Мне показалось, что вот это и есть он сам — воплощенный голод ума, сердца, чувств и всех понятий.
Тете некогда было с нею теперь заниматься, потому что, узнав об их отъезде, пришло множество больных, и все ожидали у балкона, на котором тетя и Гильдегарда их осматривали, обмывали и, где было необходимо, — делали проколы и надрезы.
«Бывшую» Д* посадили в кресло на этом же балконе. Она сама не хотела отсюда удалиться и смотрела с величайшим вниманием на все, что делала тетя, и, наконец, даже сама захотела принять хоть какое-нибудь непосредственное участие и сказать человеку хоть теплое слово.
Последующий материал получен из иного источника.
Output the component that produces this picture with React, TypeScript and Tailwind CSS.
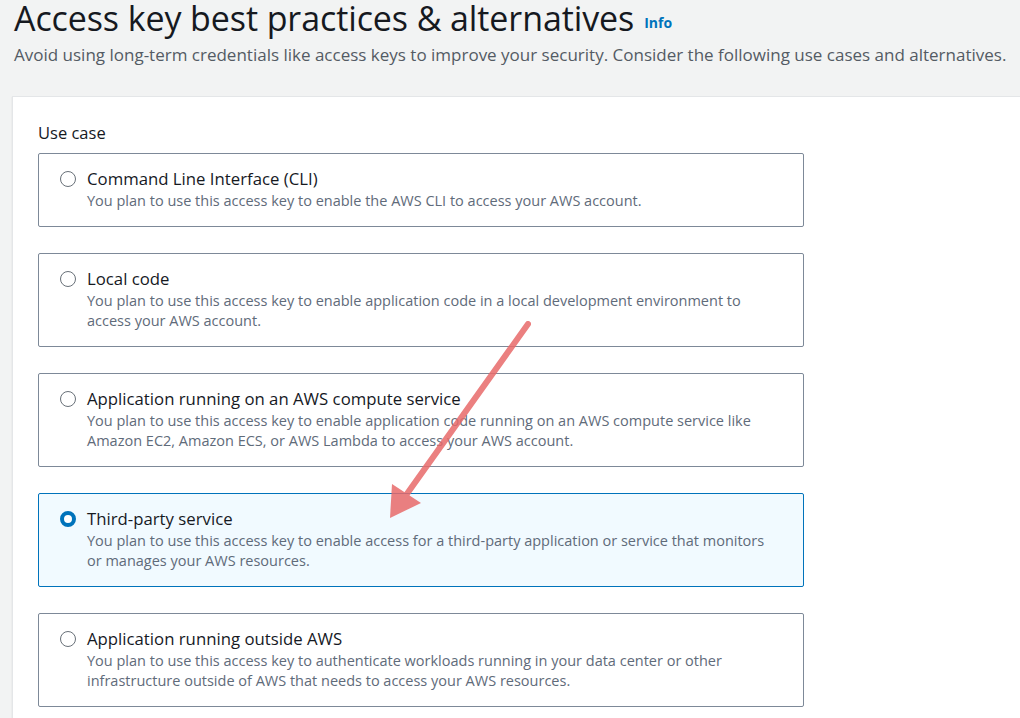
import React from "react";

const OPTIONS = [
  {
    title: "Command Line Interface (CLI)",
    desc: ["You plan to use this access key to enable the AWS CLI to access your AWS account."],
  },
  {
    title: "Local code",
    desc: [
      "You plan to use this access key to enable application code in a local development environment to",
      "access your AWS account.",
    ],
  },
  {
    title: "Application running on an AWS compute service",
    desc: [
      "You plan to use this access key to enable application code running on an AWS compute service like",
      "Amazon EC2, Amazon ECS, or AWS Lambda to access your AWS account.",
    ],
  },
  {
    title: "Third-party service",
    desc: [
      "You plan to use this access key to enable access for a third-party application or service that monitors",
      "or manages your AWS resources.",
    ],
    selected: true,
  },
  {
    title: "Application running outside AWS",
    desc: [
      "You plan to use this access key to authenticate workloads running in your data center or other",
      "infrastructure outside of AWS that needs to access your AWS resources.",
    ],
  },
];

function Radio({ on }: { on?: boolean }) {
  return on ? (
    <span className="mt-[4px] block h-[16px] w-[16px] shrink-0 rounded-full border-[4px] border-[#0073bb] bg-white" />
  ) : (
    <span className="mt-[4px] block h-[16px] w-[16px] shrink-0 rounded-full border-[1.5px] border-[#687078] bg-white" />
  );
}

export default function App() {
  return (
    <div
      className="relative h-[718px] w-[1020px] overflow-hidden bg-[#f2f3f3] text-[#16191f]"
      style={{ fontFamily: '"Open Sans", "Noto Sans", sans-serif' }}
    >
      <div className="px-[14px]">
        <h1 className="whitespace-nowrap text-[34px] font-normal leading-[36px] tracking-[-0.1px]">
          Access key best practices &amp; alternatives
          <span className="ml-[10px] align-[3px] text-[14px] font-bold leading-none tracking-normal text-[#0073bb]">Info</span>
        </h1>
        <p className="mt-[7px] whitespace-nowrap text-[17px] leading-[24px] text-[#545b64]">
          Avoid using long-term credentials like access keys to improve your security. Consider the following use cases and alternatives.
        </p>
      </div>

      <div className="ml-[12px] mt-[29px] h-[700px] border-l border-t border-[#e4e6e8] bg-white shadow-[0_1px_1px_rgba(0,28,36,0.15)]">
        <div className="pl-[25px] pt-[25px]">
          <div className="text-[16.5px] leading-[22px]">Use case</div>
          <div className="mt-[9px] flex w-[766px] flex-col gap-[26px]">
            {OPTIONS.map((o) => (
              <div
                key={o.title}
                className={
                  o.selected
                    ? "flex gap-[11px] rounded-[2px] border border-[#0073bb] bg-[#f1faff] pb-[15px] pl-[21px] pr-[12px] pt-[13px]"
                    : "flex gap-[11px] rounded-[2px] border border-[#7d8998] bg-white pb-[15px] pl-[21px] pr-[12px] pt-[13px]"
                }
              >
                <Radio on={o.selected} />
                <div>
                  <div className="text-[16.75px] leading-[24px]">{o.title}</div>
                  <div className="text-[14.5px] leading-[20px] text-[#5f6b7a]">
                    {o.desc.map((l) => (
                      <div key={l} className="whitespace-nowrap">{l}</div>
                    ))}
                  </div>
                </div>
              </div>
            ))}
          </div>
        </div>
      </div>

      <svg className="pointer-events-none absolute left-0 top-0" width="1020" height="718">
        <g opacity="0.85">
          <line x1="528" y1="324" x2="404" y2="498" stroke="#e86a6a" strokeWidth="6" strokeLinecap="round" />
          <polygon points="390,518 392,484 421,503" fill="#e86a6a" />
        </g>
      </svg>
    </div>
  );
}
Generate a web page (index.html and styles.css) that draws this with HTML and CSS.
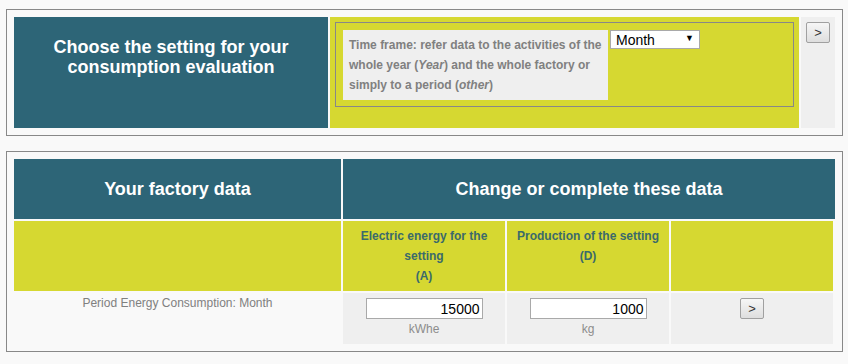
FILE: index.html
```html
<!DOCTYPE html>
<html lang="en">
<head>
    <meta charset="UTF-8">
    <title>Consumption evaluation</title>
    <link rel="stylesheet" href="styles.css">
</head>
<body>

<div class="box box-setting">
    <table class="grid">
        <colgroup>
            <col class="c-setting-title">
            <col>
            <col class="c-go">
        </colgroup>
        <tr>
            <td class="title-cell setting-title">Choose the setting for your consumption evaluation</td>
            <td class="yellow-cell setting-cell">
                <div class="frame">
                    <div class="hint">Time frame: refer data to the activities of the whole year (<em>Year</em>) and the whole factory or simply to a period (<em>other</em>)</div>
                    <span class="select-wrap">
                        <select class="select">
                            <option>Year</option>
                            <option selected>Month</option>
                            <option>other</option>
                        </select>
                    </span>
                </div>
            </td>
            <td class="gray-cell go-cell"><button class="go">&gt;</button></td>
        </tr>
    </table>
</div>

<div class="box box-data">
    <table class="grid">
        <colgroup>
            <col class="c-factory">
            <col class="c-value">
            <col class="c-value">
            <col class="c-value">
            <col>
        </colgroup>
        <tr>
            <td class="title-cell head-cell">Your factory data</td>
            <td class="title-cell head-cell" colspan="4">Change or complete these data</td>
        </tr>
        <tr>
            <td class="yellow-cell label-cell"></td>
            <td class="yellow-cell label-cell">Electric energy for the setting<br>(A)</td>
            <td class="yellow-cell label-cell">Production of the setting<br>(D)</td>
            <td class="yellow-cell label-cell"></td>
            <td></td>
        </tr>
        <tr>
            <td class="period">Period Energy Consumption: Month</td>
            <td class="gray-cell value-cell">
                <input class="num" type="text" value="15000">
                <div class="unit">kWhe</div>
            </td>
            <td class="gray-cell value-cell">
                <input class="num" type="text" value="1000">
                <div class="unit">kg</div>
            </td>
            <td class="gray-cell value-cell"><button class="go">&gt;</button></td>
            <td></td>
        </tr>
    </table>
</div>

</body>
</html>
```

FILE: styles.css
```css
/* Mise en page générale */
body {
    font-family: "Liberation Sans", Arial, sans-serif;
    background-color: #f9f9f9;
    margin: 0;
    padding-top: 9px;
}

.box {
    border: 1px solid #888888;
    margin: 0 5px 0 6px;
    padding: 5px;
}

.box-data {
    margin-top: 15px;
}

.grid {
    border-spacing: 2px;
    width: 100%;
    table-layout: fixed;
}

.grid td {
    padding: 0;
    vertical-align: top;
}

.c-setting-title {
    width: 314px;
}

.c-go {
    width: 34px;
}

.c-factory {
    width: 327px;
}

.c-value {
    width: 162px;
}

.title-cell {
    background-color: #2d6577;
    color: #ffffff;
    font-size: 18px;
    font-weight: bold;
    line-height: 20px;
    text-align: center;
}

.yellow-cell {
    background-color: #d6d831;
}

.gray-cell {
    background-color: #efefef;
}

/* Bloc du haut */
.grid .setting-title {
    height: 111px;
    padding-top: 20px;
    box-sizing: border-box;
}

.grid .setting-cell {
    padding: 5px;
}

.frame {
    border: 1px solid #888888;
    padding: 7px;
    box-sizing: border-box;
    height: 85px;
    display: flex;
    align-items: flex-start;
    gap: 2px;
}

.hint {
    background-color: #efefef;
    color: #808080;
    font-size: 12px;
    font-weight: bold;
    line-height: 20px;
    width: 265px;
    flex-shrink: 0;
    padding: 5px 2px 5px 6px;
    box-sizing: border-box;
}

.select-wrap {
    position: relative;
    display: inline-block;
}

.select {
    appearance: none;
    -webkit-appearance: none;
    width: 90px;
    height: 19px;
    border: 1px solid #a9a9a9;
    background-color: #ffffff;
    font-family: "Liberation Sans", Arial, sans-serif;
    font-size: 14px;
    color: #000000;
    padding: 0 0 0 5px;
    margin: 0;
    border-radius: 0;
    display: block;
}

.select-wrap::after {
    content: "▼";
    position: absolute;
    right: 6px;
    top: 3px;
    font-size: 9px;
    color: #000000;
    pointer-events: none;
}

.grid .go-cell {
    padding: 5px;
}

.go {
    width: 24px;
    height: 21px;
    padding: 0;
    border: 1px solid #a0a0a0;
    border-radius: 2px;
    background: linear-gradient(#f6f6f6, #dedede);
    color: #333333;
    font-family: "Liberation Sans", Arial, sans-serif;
    font-size: 13px;
    line-height: 18px;
    display: block;
    margin: 0 auto;
}

.go-cell .go {
    margin: 0;
}

/* Bloc du bas */
.grid .head-cell {
    height: 60px;
    vertical-align: middle;
}

.grid .label-cell {
    height: 70px;
    box-sizing: border-box;
    padding: 5px 3px;
    color: #3b6a6b;
    font-size: 12px;
    font-weight: bold;
    line-height: 20px;
    text-align: center;
}

.period {
    color: #808080;
    font-size: 12px;
    line-height: 20px;
    text-align: center;
}

.grid .value-cell {
    padding: 5px 0;
    text-align: center;
}

.num {
    display: block;
    margin: 0 auto;
    width: 117px;
    height: 21px;
    box-sizing: border-box;
    border: 1px solid #a9a9a9;
    padding: 0 2px;
    text-align: right;
    font-family: "Liberation Sans", Arial, sans-serif;
    font-size: 14px;
    color: #000000;
    background-color: #ffffff;
}

.unit {
    color: #8c8c8c;
    font-size: 12px;
    line-height: 20px;
}
```
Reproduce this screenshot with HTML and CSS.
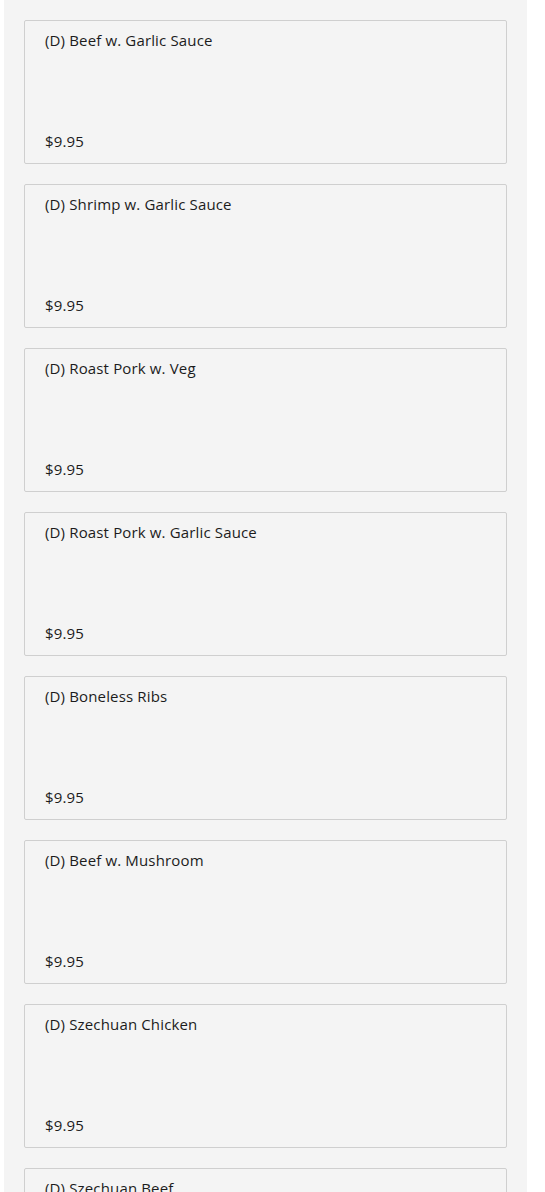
FILE: index.html
```html
<!DOCTYPE html>
<html lang="en">
<head>
  <meta charset="UTF-8">
  <meta name="viewport" content="width=device-width, initial-scale=1.0">
  <title>Menu</title>
  <link rel="stylesheet" href="styles.css">
</head>
<body>
  <!-- Список блюд -->
  <div class="menu-list">
    <div class="menu-item">
      <div class="item-name">(D) Beef w. Garlic Sauce</div>
      <div class="item-price">$9.95</div>
    </div>
    <div class="menu-item">
      <div class="item-name">(D) Shrimp w. Garlic Sauce</div>
      <div class="item-price">$9.95</div>
    </div>
    <div class="menu-item">
      <div class="item-name">(D) Roast Pork w. Veg</div>
      <div class="item-price">$9.95</div>
    </div>
    <div class="menu-item">
      <div class="item-name">(D) Roast Pork w. Garlic Sauce</div>
      <div class="item-price">$9.95</div>
    </div>
    <div class="menu-item">
      <div class="item-name">(D) Boneless Ribs</div>
      <div class="item-price">$9.95</div>
    </div>
    <div class="menu-item">
      <div class="item-name">(D) Beef w. Mushroom</div>
      <div class="item-price">$9.95</div>
    </div>
    <div class="menu-item">
      <div class="item-name">(D) Szechuan Chicken</div>
      <div class="item-price">$9.95</div>
    </div>
    <div class="menu-item">
      <div class="item-name">(D) Szechuan Beef</div>
      <div class="item-price">$9.95</div>
    </div>
  </div>
</body>
</html>
```

FILE: styles.css
```css
/* Общие стили */
* {
  margin: 0;
  padding: 0;
  box-sizing: border-box;
}
body {
  font-family: "Open Sans", Arial, sans-serif;
  background-color: #fff;
  color: #1c1c1c;
  overflow: hidden;
}
/* Серый контейнер со списком */
.menu-list {
  width: 523px;
  margin-left: 4px;
  background-color: #f4f4f4;
  padding: 20px;
  display: flex;
  flex-direction: column;
  gap: 20px;
}
/* Карточка блюда */
.menu-item {
  height: 144px;
  border: 1px solid #cfcfcf;
  border-radius: 2px;
  padding: 10px 20px 13px;
  display: flex;
  flex-direction: column;
  justify-content: space-between;
}
.item-name,
.item-price {
  font-size: 15px;
  line-height: 18px;
  letter-spacing: 0.15px;
}
```
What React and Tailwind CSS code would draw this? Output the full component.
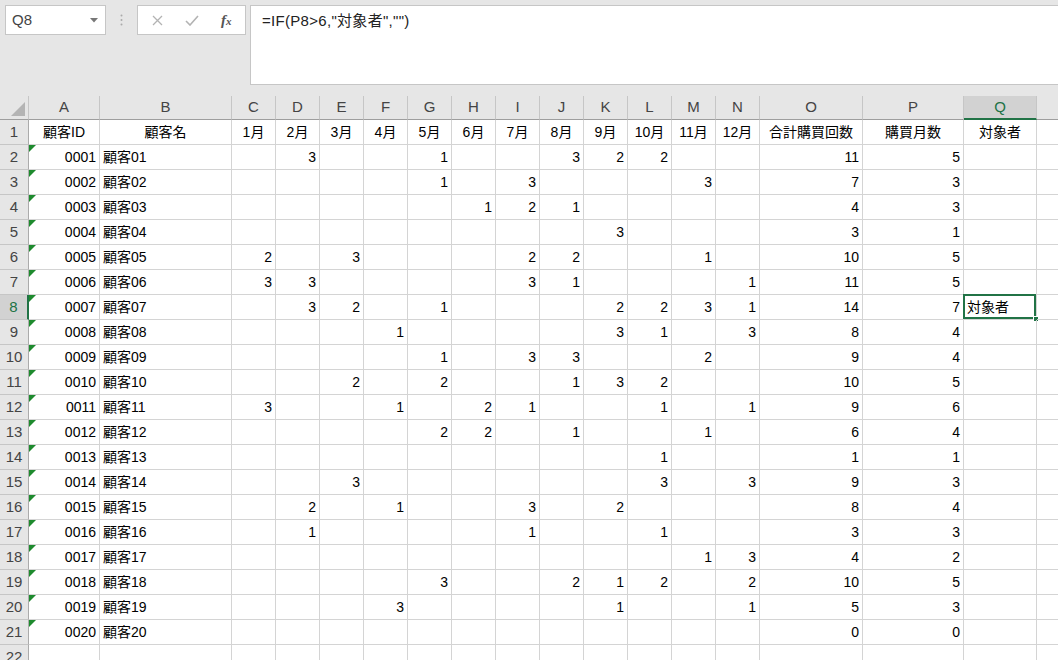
import React from "react";

const COLS = ["A", "B", "C", "D", "E", "F", "G", "H", "I", "J", "K", "L", "M", "N", "O", "P", "Q", "R"];
const WIDTHS = ["w-[71px]", "w-[132px]", ...Array(12).fill("w-[44px]"), "w-[103px]", "w-[101px]", "w-[73px]", "w-[100px]"];
const HEAD = ["顧客ID", "顧客名", "1月", "2月", "3月", "4月", "5月", "6月", "7月", "8月", "9月", "10月", "11月", "12月", "合計購買回数", "購買月数", "対象者", ""];

// month values by column index 0..11, then total, months
const DATA = [
  [{ 1: 3, 4: 1, 7: 3, 8: 2, 9: 2 }, 11, 5],
  [{ 4: 1, 6: 3, 10: 3 }, 7, 3],
  [{ 5: 1, 6: 2, 7: 1 }, 4, 3],
  [{ 8: 3 }, 3, 1],
  [{ 0: 2, 2: 3, 6: 2, 7: 2, 10: 1 }, 10, 5],
  [{ 0: 3, 1: 3, 6: 3, 7: 1, 11: 1 }, 11, 5],
  [{ 1: 3, 2: 2, 4: 1, 8: 2, 9: 2, 10: 3, 11: 1 }, 14, 7],
  [{ 3: 1, 8: 3, 9: 1, 11: 3 }, 8, 4],
  [{ 4: 1, 6: 3, 7: 3, 10: 2 }, 9, 4],
  [{ 2: 2, 4: 2, 7: 1, 8: 3, 9: 2 }, 10, 5],
  [{ 0: 3, 3: 1, 5: 2, 6: 1, 9: 1, 11: 1 }, 9, 6],
  [{ 4: 2, 5: 2, 7: 1, 10: 1 }, 6, 4],
  [{ 9: 1 }, 1, 1],
  [{ 2: 3, 9: 3, 11: 3 }, 9, 3],
  [{ 1: 2, 3: 1, 6: 3, 8: 2 }, 8, 4],
  [{ 1: 1, 6: 1, 9: 1 }, 3, 3],
  [{ 10: 1, 11: 3 }, 4, 2],
  [{ 4: 3, 7: 2, 8: 1, 9: 2, 11: 2 }, 10, 5],
  [{ 3: 3, 8: 1, 11: 1 }, 5, 3],
  [{}, 0, 0],
];

const font = { fontFamily: '"Liberation Sans", "Noto Sans CJK JP", sans-serif' };

function RowHeader({ n, selected }) {
  return (
    <div
      className={`w-[29px] shrink-0 h-full flex items-center justify-center text-[15px] border-r border-b ${
        selected
          ? "bg-[#d2d2d2] text-[#217346] border-r-2 border-r-[#217346] border-b-[#c6c6c6]"
          : "bg-[#e6e6e6] text-[#444] border-r-[#ababab] border-b-[#c6c6c6]"
      }`}
    >
      {n}
    </div>
  );
}

function Cell({ i, children, align = "right", extra = "" }) {
  const al = align === "right" ? "justify-end pr-[3px]" : align === "center" ? "justify-center" : "justify-start pl-[3px]";
  return (
    <div className={`${WIDTHS[i]} shrink-0 h-full relative flex items-center ${al} border-r border-b border-[#d4d4d4] text-[14px] text-black whitespace-nowrap ${extra}`}>
      {children}
    </div>
  );
}

export default function App() {
  return (
    <div className="w-[1058px] h-[660px] overflow-hidden bg-white" style={font}>
      {/* formula bar */}
      <div className="h-[96px] bg-[#e6e6e6] flex items-start pt-[5px] pl-[5px]">
        <div className="w-[101px] h-[30px] bg-white border border-[#c6c6c6] flex items-center justify-between pl-[6px] pr-[7px] text-[15px] text-[#444]">
          <span>Q8</span>
          <svg width="8" height="5" viewBox="0 0 8 5"><path d="M0 0h8L4 4.5z" fill="#777" /></svg>
        </div>
        <div className="w-[31px] h-[30px] flex items-center justify-center">
          <svg width="3" height="12" viewBox="0 0 3 12"><circle cx="1.5" cy="1.5" r="1" fill="#aaa" /><circle cx="1.5" cy="6" r="1" fill="#aaa" /><circle cx="1.5" cy="10.5" r="1" fill="#aaa" /></svg>
        </div>
        <div className="w-[109px] h-[30px] bg-white border border-[#c6c6c6] flex items-center pl-[14px] gap-[22px]">
          <svg width="11" height="11" viewBox="0 0 11 11"><path d="M1 1l9 9M10 1l-9 9" stroke="#b3b3b3" strokeWidth="1.3" /></svg>
          <svg width="14" height="11" viewBox="0 0 14 11"><path d="M1 6l4 4 8-9" stroke="#b3b3b3" strokeWidth="1.6" fill="none" /></svg>
          <span className="text-[15px] text-[#555] italic font-bold leading-none" style={{ fontFamily: '"Liberation Serif", serif' }}>
            f<span className="text-[11px]">x</span>
          </span>
        </div>
        <div className="ml-[4px] flex-1 h-[80px] bg-white border border-[#c6c6c6] border-r-0 pl-[11px] pt-[4px] text-[15px] text-[#222] tracking-[0.3px]">
          =IF(P8&gt;6,"対象者","")
        </div>
      </div>

      {/* column headers */}
      <div className="h-[24px] flex bg-[#e6e6e6]">
        <div className="w-[29px] shrink-0 h-full border-r border-b border-r-[#c6c6c6] border-b-[#9e9e9e] relative">
          <svg className="absolute right-[3px] bottom-[3px]" width="14" height="14" viewBox="0 0 14 14"><path d="M14 0v14H0z" fill="#b4b4b4" /></svg>
        </div>
        {COLS.map((c, i) => (
          <div
            key={c}
            className={`${WIDTHS[i]} shrink-0 h-full flex items-center justify-center text-[15px] border-r border-r-[#c6c6c6] ${
              c === "Q" ? "bg-[#d2d2d2] text-[#217346] border-b-2 border-b-[#217346]" : "text-[#444] border-b border-b-[#9e9e9e]"
            }`}
          >
            {c === "R" ? "" : c}
          </div>
        ))}
      </div>

      {/* row 1 */}
      <div className="h-[25px] flex">
        <RowHeader n={1} />
        {HEAD.map((h, i) => (
          <Cell key={i} i={i} align="center">{h}</Cell>
        ))}
      </div>

      {DATA.map(([m, total, months], r) => {
        const rowNum = r + 2;
        const sel = rowNum === 8;
        return (
          <div key={rowNum} className="h-[25px] flex">
            <RowHeader n={rowNum} selected={sel} />
            <Cell i={0}>
              <svg className="absolute left-0 top-0" width="7" height="7" viewBox="0 0 7 7"><path d="M0 0h7L0 7z" fill="#1e8a2e" /></svg>
              {String(r + 1).padStart(4, "0")}
            </Cell>
            <Cell i={1} align="left">顧客{String(r + 1).padStart(2, "0")}</Cell>
            {Array.from({ length: 12 }).map((_, k) => (
              <Cell key={k} i={k + 2}>{m[k] ?? ""}</Cell>
            ))}
            <Cell i={14}>{total}</Cell>
            <Cell i={15}>{months}</Cell>
            <Cell i={16} align="left">
              {sel && (
                <>
                  <div className="absolute left-[-1px] top-[-1px] right-0 bottom-0 border-2 border-[#217346]" />
                  <div className="absolute right-[-3px] bottom-[-3px] w-[6px] h-[6px] bg-[#217346] border border-white" />
                  <span className="relative">対象者</span>
                </>
              )}
            </Cell>
            <Cell i={17} />
          </div>
        );
      })}

      {/* row 22 */}
      <div className="h-[25px] flex">
        <RowHeader n={22} />
        {COLS.map((c, i) => (
          <Cell key={c} i={i} />
        ))}
      </div>
    </div>
  );
}
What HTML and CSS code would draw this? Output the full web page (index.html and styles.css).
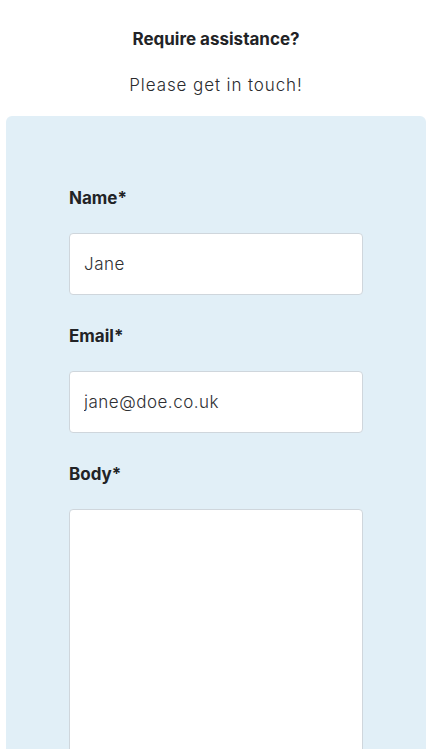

К этому и представился повод в том случае, который особенно поразил внимание ее голодного ума.
В числе женщин, пришедших с больными детьми, стояла баба неопределенных лет, худая, с почерневшей кожей; она была беременна и имела при себе трех детей, из которых двое тянулись за материну юбку, а третье беспомощно пищало у ее изможденной груди.
У всех детей лица были в красных отмётках наружной болезни, которую в крестьянстве называют «огник».
Это поразило даму, и она устремила на бабу пристальный взор и, не умея соразмерять голоса, сказала ей строго:
— Это зачем столько?!
— Что, матушка?
— Зачем столько… детей?
— Да ведь как же мне быть-то? замужем я… сударынька!
— Ну и что же такое!.. И я замужем… Детей нет.
— Ваше дело иное, сударынька…
— Отчего дело иное? Пустяки!
— Как пустяки, болезная: вы живете в таких-то широких хоромах… Накось какое место… займаете… простор вам… разойдетесь и не сустретитесь; а у нас избы тесные, всё мы вместях да вместях…
— Ну и не надо!
— Да не надо, а приключается.
Тут сразу и баба и дама остановились, и тетя расхохоталась, а Гильдегарда сконфузилась. Тогда и «бывшая» Д* что-то поняла и, осмотрев бабу в лорнет, проговорила:
— Saves-vous: elle est maigre, mais… [Знаете: она тощая, но… (франц.).]
Дама вдруг вздрогнула, несколько раз перекрестилась и прошептала:
— Retire-toi, Satan [Отойди, сатана! (франц.).]